I couldn't find an answer to this question and it might be silly but does _mm_prefetch need vzeroupper if mixed with AVX or AVX2 code since it is an SSE intrinsic and non-vex instruction? I am inclined to think it doesnt since it only provides hints to the cache subsystem to go and fetch some lines a priori and doesnt actually load anything into registers but I wanted to check.
Also, do people have any experience of _mm_prefetch working for uarchs like Sandy Bridge or Haswell? Do you need to switch off the compiler generated prefetcher with -opt-prefetch=0? In my test case, I can see some improvements with the intrinsics version at around 5% and I think with more effort I can improve it further since it is in a place with lots of indirect accesses and I dont think the HW prefetchers do any work for me there whereas I know the addresses in memory that will be visited a priori.
The prefetch instructions don't name any SIMD registers, so they can't effect the SIMD register state.
The Intel compiler does not generate software prefetches very often for mainstream processors, but it is easy enough to check to see if it generates any for your indirect accesses in the absence of prefetch intrinsics. I would expect the presence of explicit prefetch intrinsics to turn off the compiler-generated prefetches, but this should also be explicitly checked.
Software prefetches compete with other L1 cache misses for the 10 Line Fill Buffers available to each core, so it is easy to run out of resources in complex multidimensional programs.
The best optimization approach depends on the number of data streams being accessed, the types of accesses, the number of threads in use per core (HyperThreads also compete for the 10 LFBs), the number of cores in use, the footprint of the data streams in the L2 and L3, the locality (if any) of the streams within the 4KiB pages they access (the limit of the operation of the HW prefetchers), the number of independent 4KiB pages being accessed (the L2 HW prefetches can only track a finite number of pages -- something like 32, but the documentation is minimal), the locality (if any) of the streams relative to the TLB reach (which depends strongly on both page size and processor model), possible cache associativity conflicts at the L1, L2, and L3 caches, possible DRAM bank or channel conflicts, and almost certainly other factors that I am not remembering right now....
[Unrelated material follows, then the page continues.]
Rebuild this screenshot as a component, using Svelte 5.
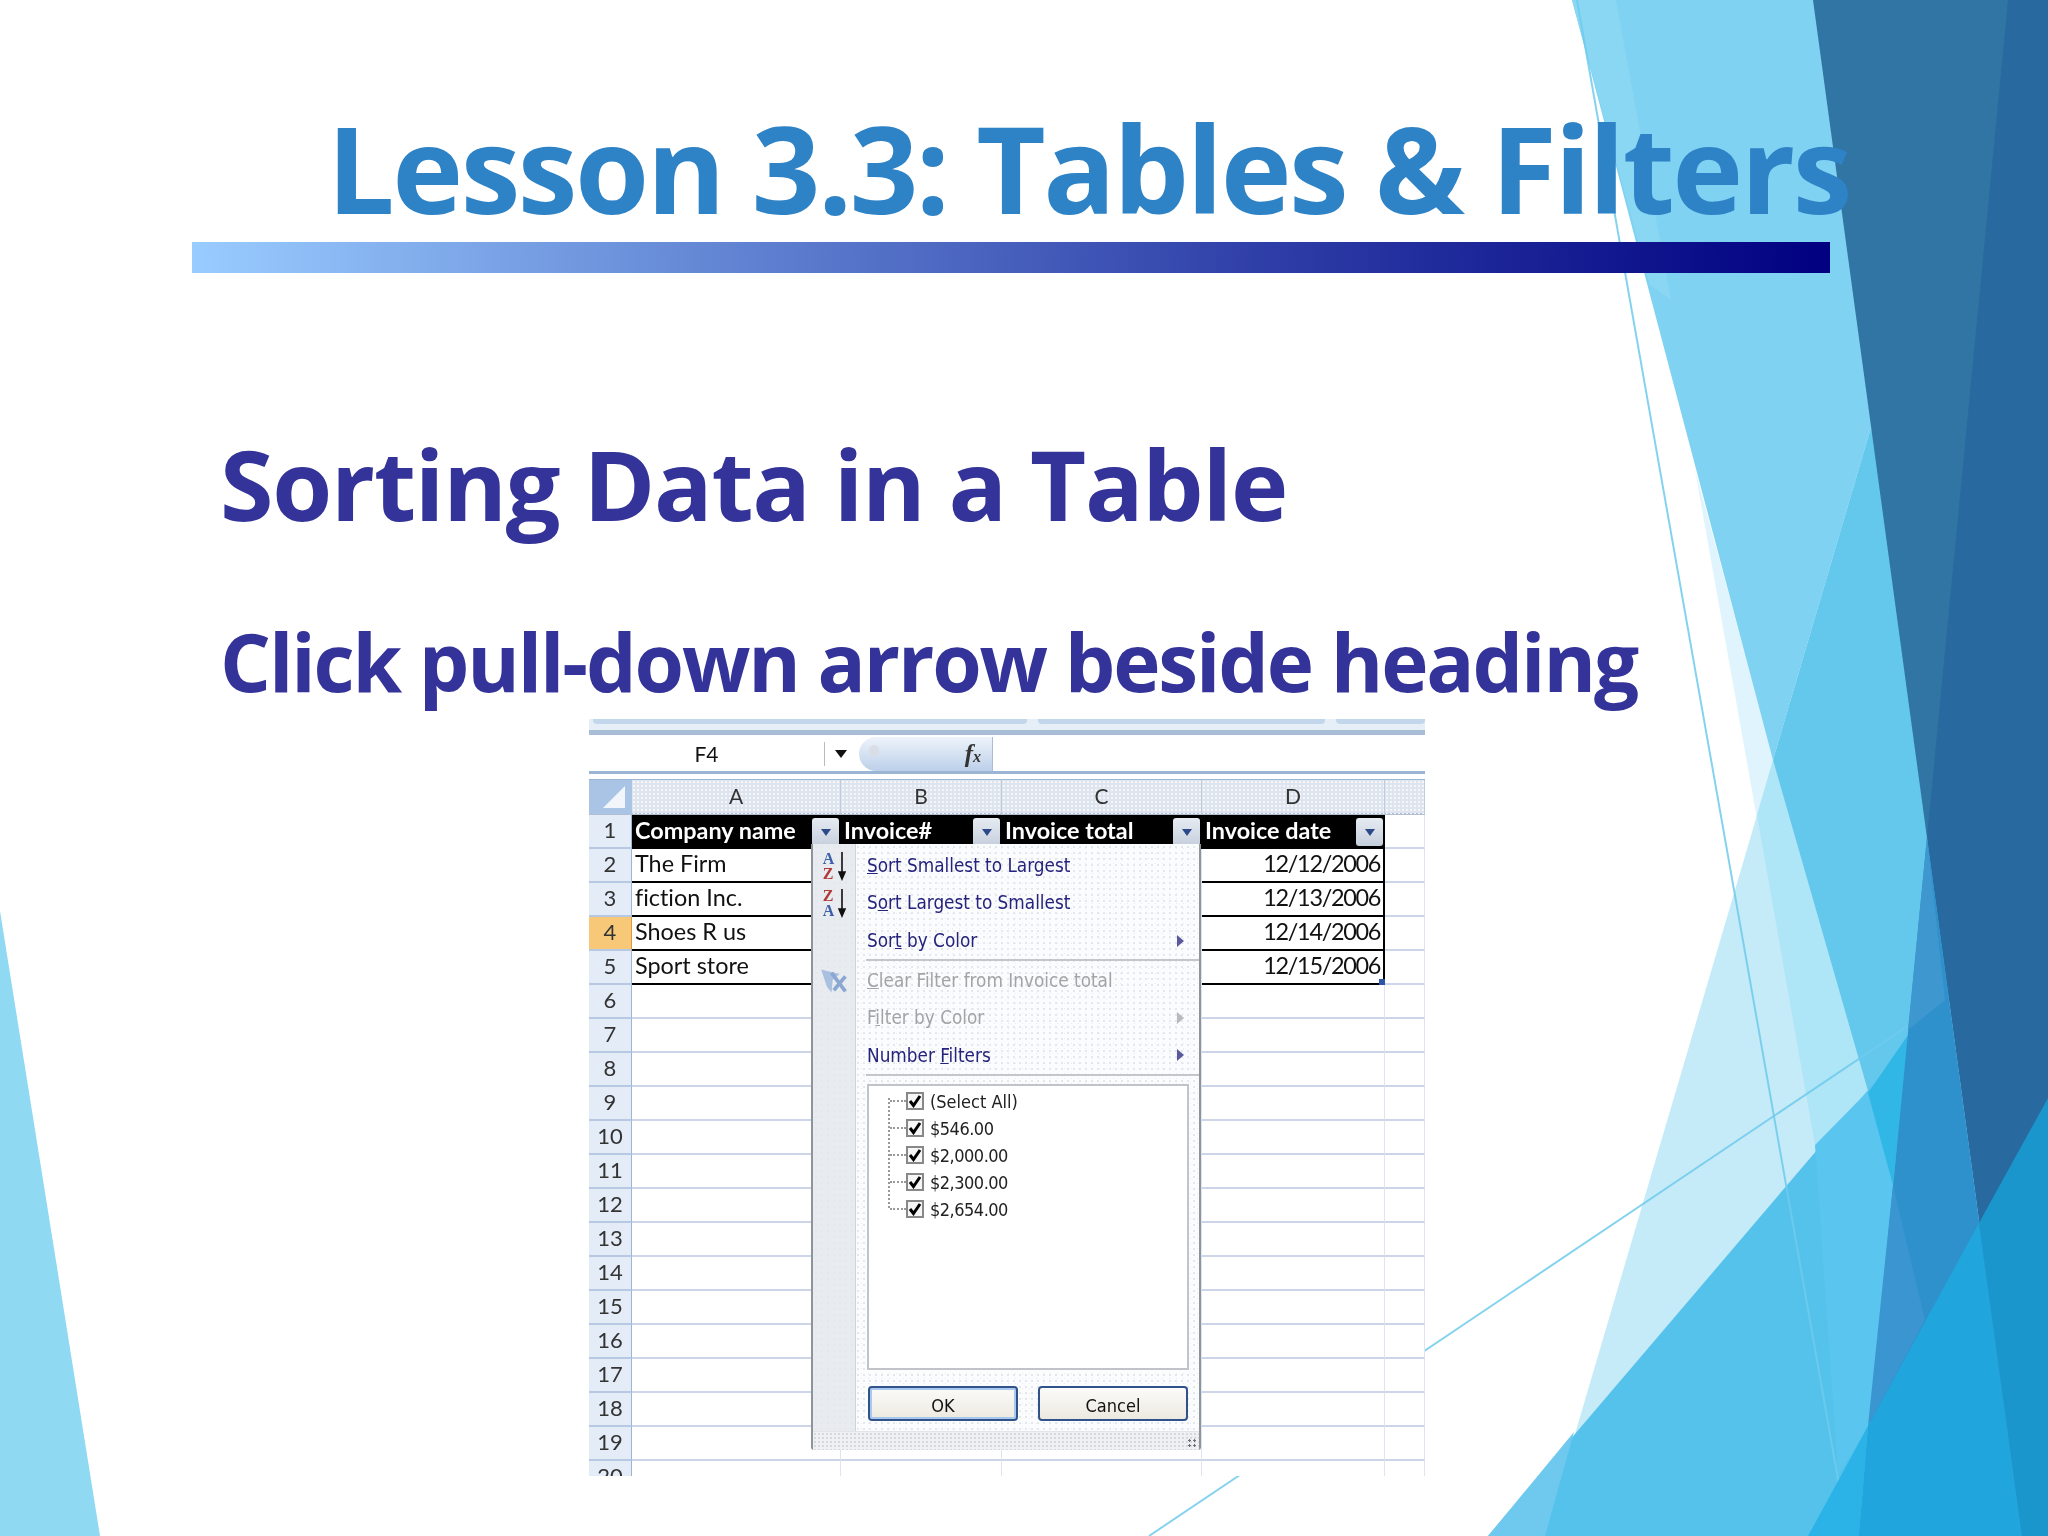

For indirect accesses, it is certainly worthwhile to experiment with software prefetching, but using all the available cores is almost always required to generate enough concurrency to get good bandwidth utilization. As an example, the amount of concurrency required for local memory reads (without the L2 HW prefetchers) on a Xeon E5-2690 v3 (booted in Home Snoop mode) is about 68.3 GB/s * 87 ns = 5940 Bytes = 93 cache lines in flight for each socket. Since each core can only handle a maximum of 10 L1 Data Cache misses, you need at least 10 of the 12 cores generating the maximum number of cache misses to get full memory bandwidth. At this level of memory traffic, other factors become important, such as how evenly the accesses spread across the four DRAM channels and how evenly the accesses spread across the DRAM banks and ranks on each channel. Detailed analysis is not possibly outside of an instrumented laboratory environment, so I usually declare victory if the memory access rate exceeds 50% of peak (measured as DRAM CAS transactions at the memory controllers).